WRITTEN EXERCISE: Find the number of lines in these records where the word "this" appears. Reply with that number and nothing more.

SOURCE RECORDS:
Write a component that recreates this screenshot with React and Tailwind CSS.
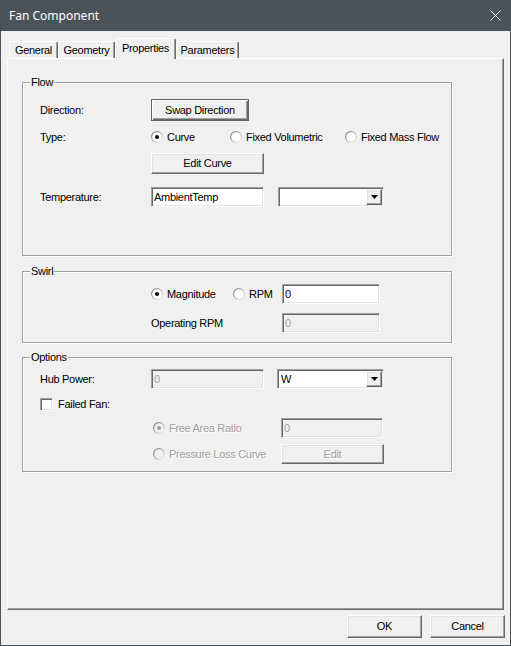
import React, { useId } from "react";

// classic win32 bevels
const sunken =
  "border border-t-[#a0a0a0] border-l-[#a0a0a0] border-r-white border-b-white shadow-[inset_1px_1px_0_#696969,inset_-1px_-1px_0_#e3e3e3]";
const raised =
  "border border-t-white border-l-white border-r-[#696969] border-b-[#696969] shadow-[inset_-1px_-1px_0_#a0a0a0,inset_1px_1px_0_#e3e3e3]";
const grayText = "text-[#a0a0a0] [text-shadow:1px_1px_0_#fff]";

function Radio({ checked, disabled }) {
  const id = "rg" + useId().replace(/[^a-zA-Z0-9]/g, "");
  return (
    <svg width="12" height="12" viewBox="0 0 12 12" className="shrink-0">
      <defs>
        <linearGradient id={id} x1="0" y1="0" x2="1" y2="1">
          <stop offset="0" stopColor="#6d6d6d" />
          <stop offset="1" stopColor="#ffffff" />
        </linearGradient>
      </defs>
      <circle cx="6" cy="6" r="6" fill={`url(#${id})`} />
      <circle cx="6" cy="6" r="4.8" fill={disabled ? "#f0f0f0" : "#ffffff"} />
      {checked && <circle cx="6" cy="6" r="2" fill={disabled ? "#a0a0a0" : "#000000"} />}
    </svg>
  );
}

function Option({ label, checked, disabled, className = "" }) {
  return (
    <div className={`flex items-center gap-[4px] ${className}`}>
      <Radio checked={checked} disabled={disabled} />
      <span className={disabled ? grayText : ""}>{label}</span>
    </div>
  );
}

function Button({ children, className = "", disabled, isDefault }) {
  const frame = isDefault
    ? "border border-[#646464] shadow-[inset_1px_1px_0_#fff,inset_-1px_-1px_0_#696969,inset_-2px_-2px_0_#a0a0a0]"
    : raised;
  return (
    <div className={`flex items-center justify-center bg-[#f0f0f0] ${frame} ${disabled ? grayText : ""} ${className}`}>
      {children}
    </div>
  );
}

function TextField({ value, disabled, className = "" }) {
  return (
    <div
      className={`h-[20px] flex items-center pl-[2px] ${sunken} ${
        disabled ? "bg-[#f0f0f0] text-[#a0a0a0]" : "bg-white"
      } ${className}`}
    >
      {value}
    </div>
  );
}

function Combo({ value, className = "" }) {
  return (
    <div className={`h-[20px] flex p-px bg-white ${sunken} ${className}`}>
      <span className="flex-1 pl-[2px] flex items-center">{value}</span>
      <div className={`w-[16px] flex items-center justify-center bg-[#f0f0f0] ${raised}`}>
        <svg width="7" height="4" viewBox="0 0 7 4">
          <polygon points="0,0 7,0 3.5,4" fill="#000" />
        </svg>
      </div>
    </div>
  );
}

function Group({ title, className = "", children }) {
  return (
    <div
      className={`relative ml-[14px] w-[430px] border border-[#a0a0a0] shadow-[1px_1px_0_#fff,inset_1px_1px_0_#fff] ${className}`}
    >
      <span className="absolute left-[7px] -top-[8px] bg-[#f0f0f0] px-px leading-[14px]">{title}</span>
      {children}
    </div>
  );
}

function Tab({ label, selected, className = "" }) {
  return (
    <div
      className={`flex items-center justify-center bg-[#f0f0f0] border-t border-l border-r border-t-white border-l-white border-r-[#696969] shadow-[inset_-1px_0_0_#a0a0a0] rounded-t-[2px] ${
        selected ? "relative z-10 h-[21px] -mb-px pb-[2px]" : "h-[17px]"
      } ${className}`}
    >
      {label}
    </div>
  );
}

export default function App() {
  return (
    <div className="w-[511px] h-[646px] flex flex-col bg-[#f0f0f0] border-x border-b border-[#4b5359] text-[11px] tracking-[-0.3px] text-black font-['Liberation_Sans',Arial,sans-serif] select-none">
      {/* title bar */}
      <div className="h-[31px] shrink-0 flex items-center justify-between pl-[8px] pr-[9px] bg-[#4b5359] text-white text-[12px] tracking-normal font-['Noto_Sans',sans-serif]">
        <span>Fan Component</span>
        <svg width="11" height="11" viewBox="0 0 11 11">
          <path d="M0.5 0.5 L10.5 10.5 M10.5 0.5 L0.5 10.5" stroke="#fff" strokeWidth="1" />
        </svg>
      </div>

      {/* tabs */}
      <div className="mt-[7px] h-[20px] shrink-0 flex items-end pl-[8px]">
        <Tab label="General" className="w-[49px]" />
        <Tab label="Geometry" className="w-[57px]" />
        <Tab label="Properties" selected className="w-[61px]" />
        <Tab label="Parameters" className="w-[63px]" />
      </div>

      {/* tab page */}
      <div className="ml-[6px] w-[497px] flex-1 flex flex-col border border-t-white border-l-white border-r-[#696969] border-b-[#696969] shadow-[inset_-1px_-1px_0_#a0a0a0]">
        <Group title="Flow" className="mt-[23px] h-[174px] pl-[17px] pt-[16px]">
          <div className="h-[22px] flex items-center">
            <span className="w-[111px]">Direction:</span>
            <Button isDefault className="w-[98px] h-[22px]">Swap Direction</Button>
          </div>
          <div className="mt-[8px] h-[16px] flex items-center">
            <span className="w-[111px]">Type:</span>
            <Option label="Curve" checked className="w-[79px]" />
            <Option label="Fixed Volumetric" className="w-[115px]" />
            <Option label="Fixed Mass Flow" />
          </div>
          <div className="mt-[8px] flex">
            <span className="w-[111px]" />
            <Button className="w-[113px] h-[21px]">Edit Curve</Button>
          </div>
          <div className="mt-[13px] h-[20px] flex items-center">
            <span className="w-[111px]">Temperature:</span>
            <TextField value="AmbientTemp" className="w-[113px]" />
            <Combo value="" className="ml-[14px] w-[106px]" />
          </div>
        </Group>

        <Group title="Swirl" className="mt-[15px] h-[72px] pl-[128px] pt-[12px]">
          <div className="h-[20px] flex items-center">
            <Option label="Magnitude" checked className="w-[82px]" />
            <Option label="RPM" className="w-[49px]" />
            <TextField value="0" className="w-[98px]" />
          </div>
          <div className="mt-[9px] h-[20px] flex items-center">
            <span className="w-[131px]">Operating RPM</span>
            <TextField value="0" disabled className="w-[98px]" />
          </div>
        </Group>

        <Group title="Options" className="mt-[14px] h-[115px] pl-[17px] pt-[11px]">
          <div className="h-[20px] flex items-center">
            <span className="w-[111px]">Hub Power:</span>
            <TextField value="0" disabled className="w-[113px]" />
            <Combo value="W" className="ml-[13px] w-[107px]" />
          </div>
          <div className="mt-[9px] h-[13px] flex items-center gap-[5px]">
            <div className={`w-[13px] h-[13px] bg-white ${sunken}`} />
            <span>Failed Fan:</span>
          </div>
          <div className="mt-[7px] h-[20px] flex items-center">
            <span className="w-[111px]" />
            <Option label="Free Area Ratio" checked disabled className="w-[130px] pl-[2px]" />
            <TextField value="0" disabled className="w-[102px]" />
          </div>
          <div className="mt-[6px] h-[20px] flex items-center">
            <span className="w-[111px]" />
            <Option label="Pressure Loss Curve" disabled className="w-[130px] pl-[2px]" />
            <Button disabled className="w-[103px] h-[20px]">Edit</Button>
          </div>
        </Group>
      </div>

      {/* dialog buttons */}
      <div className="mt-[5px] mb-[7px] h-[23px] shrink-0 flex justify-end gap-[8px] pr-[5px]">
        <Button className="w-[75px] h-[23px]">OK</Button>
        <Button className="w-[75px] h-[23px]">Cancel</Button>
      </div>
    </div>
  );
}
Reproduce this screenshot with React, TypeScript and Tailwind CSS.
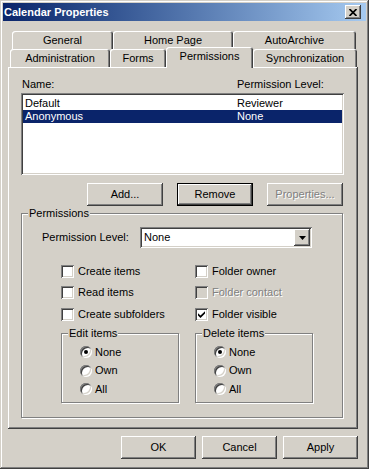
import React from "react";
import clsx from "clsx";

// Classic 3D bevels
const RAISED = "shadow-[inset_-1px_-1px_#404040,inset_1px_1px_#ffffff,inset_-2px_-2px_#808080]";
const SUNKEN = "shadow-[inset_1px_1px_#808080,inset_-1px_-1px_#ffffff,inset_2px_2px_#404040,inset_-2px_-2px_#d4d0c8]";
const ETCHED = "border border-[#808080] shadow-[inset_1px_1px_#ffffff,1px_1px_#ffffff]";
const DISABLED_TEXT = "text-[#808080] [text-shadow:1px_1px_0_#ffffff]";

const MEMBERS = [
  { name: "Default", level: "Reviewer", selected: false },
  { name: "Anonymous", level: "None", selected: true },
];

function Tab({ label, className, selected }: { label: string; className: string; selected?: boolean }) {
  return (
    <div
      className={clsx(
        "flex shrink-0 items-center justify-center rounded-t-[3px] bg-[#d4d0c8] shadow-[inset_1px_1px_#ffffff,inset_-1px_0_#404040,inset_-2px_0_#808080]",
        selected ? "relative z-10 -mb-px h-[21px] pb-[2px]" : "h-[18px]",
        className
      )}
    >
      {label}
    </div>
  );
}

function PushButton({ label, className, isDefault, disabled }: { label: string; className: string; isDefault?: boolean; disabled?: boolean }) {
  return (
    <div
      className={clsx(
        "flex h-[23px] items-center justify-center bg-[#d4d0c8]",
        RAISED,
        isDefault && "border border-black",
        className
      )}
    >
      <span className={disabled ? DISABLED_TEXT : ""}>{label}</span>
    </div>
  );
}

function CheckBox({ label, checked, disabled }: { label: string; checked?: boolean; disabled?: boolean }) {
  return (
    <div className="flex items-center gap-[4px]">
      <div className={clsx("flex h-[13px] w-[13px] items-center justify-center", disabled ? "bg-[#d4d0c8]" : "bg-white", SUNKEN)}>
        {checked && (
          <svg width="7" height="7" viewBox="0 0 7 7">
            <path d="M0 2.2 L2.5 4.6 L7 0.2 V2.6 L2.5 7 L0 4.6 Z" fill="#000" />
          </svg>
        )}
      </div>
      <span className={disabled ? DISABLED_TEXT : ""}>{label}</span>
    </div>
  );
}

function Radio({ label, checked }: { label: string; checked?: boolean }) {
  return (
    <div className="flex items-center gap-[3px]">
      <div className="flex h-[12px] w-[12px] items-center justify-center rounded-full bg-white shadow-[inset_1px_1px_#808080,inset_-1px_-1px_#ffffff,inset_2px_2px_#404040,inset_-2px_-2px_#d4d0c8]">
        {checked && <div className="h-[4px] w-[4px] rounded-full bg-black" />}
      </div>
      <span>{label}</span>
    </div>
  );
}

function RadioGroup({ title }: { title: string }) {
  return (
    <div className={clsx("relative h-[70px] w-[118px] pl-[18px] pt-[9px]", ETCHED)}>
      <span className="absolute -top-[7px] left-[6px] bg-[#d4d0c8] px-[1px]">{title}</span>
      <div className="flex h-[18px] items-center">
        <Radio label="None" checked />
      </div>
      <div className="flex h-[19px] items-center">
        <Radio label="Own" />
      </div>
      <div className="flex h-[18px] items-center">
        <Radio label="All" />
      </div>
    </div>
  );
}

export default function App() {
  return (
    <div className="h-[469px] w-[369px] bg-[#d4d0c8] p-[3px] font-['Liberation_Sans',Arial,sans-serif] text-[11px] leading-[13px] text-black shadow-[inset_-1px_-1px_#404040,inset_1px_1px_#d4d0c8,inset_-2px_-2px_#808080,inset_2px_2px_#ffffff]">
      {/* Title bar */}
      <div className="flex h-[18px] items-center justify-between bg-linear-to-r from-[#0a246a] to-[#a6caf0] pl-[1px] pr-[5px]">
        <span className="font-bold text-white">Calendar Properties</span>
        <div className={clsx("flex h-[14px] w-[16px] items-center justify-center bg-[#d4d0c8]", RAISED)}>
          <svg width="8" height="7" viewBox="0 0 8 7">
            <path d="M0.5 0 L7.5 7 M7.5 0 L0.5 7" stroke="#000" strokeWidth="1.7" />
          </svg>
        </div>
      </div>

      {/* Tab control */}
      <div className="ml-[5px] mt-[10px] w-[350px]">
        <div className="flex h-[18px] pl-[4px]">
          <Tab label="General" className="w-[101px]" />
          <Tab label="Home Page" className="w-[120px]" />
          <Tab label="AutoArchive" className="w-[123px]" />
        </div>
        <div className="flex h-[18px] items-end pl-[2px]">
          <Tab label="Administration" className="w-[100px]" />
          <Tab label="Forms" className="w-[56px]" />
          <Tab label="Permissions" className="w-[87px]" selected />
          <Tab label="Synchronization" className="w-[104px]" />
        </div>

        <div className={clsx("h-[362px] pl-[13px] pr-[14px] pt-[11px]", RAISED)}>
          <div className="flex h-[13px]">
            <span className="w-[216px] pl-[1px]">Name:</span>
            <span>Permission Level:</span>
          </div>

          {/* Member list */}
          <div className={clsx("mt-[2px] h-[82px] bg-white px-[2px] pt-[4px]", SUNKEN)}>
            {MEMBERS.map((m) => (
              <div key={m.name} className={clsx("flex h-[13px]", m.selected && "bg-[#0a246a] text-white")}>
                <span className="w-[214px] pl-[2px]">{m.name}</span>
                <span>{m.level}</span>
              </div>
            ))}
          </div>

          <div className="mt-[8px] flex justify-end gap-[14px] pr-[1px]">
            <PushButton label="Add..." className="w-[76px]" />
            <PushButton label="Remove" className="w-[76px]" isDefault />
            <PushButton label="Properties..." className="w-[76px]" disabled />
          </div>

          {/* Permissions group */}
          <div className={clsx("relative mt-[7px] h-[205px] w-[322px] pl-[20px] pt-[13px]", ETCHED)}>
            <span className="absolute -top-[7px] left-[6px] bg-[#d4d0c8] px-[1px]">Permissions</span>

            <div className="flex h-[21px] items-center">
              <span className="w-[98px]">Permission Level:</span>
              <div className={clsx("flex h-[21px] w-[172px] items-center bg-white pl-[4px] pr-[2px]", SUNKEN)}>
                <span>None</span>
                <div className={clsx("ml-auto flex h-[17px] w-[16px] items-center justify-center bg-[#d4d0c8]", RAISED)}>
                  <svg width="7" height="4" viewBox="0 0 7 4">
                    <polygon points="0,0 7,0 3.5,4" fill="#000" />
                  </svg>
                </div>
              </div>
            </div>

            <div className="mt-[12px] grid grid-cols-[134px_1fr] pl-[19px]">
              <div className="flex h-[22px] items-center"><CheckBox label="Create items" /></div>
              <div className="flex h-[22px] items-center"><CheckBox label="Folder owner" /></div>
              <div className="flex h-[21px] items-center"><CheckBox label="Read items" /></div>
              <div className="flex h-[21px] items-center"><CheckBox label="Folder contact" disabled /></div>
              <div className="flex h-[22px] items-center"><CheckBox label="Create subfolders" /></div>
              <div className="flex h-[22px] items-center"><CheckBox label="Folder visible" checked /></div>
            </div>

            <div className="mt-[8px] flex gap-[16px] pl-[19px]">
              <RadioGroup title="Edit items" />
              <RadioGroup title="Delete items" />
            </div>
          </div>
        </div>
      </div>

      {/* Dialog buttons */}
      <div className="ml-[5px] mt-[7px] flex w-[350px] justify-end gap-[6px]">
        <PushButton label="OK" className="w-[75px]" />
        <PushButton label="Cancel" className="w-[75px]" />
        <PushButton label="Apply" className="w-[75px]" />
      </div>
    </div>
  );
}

THE REPLY: 2